## [GOAL]
Where a line in the listing contains the string "React", copy that line out.

## [SOURCE MATERIAL]
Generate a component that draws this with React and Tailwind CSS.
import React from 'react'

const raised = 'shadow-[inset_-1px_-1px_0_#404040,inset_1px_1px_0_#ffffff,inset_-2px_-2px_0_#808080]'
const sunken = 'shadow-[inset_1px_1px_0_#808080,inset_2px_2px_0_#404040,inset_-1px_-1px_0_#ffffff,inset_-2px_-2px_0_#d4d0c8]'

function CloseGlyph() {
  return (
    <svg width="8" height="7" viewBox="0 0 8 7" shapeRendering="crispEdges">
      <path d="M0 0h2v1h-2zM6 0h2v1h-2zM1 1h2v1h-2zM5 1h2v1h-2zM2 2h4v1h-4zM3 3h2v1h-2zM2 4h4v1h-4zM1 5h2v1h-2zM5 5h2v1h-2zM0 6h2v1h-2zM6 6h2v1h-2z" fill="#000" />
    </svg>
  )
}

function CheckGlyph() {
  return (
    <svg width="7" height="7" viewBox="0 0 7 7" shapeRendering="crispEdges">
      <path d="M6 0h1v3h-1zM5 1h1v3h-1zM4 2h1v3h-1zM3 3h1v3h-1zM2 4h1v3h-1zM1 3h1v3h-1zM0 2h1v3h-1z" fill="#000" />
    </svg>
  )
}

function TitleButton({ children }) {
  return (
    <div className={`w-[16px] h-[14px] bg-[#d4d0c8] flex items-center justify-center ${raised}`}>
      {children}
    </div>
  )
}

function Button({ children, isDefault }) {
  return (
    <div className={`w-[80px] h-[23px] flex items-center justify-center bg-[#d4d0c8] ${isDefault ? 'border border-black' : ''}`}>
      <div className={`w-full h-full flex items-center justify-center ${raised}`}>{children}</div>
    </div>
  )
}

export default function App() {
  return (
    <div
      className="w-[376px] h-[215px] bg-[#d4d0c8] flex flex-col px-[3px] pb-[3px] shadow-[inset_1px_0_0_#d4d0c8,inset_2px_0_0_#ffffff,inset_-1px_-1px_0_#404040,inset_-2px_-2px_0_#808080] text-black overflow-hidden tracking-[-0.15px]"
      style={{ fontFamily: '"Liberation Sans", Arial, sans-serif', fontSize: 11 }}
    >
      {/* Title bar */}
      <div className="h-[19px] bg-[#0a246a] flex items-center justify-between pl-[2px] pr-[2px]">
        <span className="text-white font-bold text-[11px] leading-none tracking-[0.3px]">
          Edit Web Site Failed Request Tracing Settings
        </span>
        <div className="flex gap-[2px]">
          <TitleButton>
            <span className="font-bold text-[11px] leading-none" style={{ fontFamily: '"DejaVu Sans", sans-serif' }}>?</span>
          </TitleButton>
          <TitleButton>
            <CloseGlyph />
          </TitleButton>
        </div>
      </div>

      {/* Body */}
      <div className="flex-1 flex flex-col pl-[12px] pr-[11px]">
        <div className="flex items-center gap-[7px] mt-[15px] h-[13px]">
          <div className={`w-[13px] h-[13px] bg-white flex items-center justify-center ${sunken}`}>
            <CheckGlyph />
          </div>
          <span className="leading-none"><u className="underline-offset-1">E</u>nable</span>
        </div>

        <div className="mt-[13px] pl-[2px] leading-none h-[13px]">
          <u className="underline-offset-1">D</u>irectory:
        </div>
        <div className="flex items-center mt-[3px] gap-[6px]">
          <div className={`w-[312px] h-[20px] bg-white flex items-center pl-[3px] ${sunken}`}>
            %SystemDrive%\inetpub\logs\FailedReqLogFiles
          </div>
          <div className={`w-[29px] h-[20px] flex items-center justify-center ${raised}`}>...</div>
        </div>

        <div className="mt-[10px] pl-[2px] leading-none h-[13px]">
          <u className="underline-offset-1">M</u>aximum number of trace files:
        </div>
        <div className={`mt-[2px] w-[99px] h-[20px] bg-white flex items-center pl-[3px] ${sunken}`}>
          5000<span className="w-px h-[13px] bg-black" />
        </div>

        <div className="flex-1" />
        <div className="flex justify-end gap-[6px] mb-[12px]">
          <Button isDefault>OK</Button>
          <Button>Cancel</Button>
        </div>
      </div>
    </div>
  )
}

## [RESPONSE FOR THIS EXERCISE]
Generate a component that draws this with React and Tailwind CSS.
import React from 'react'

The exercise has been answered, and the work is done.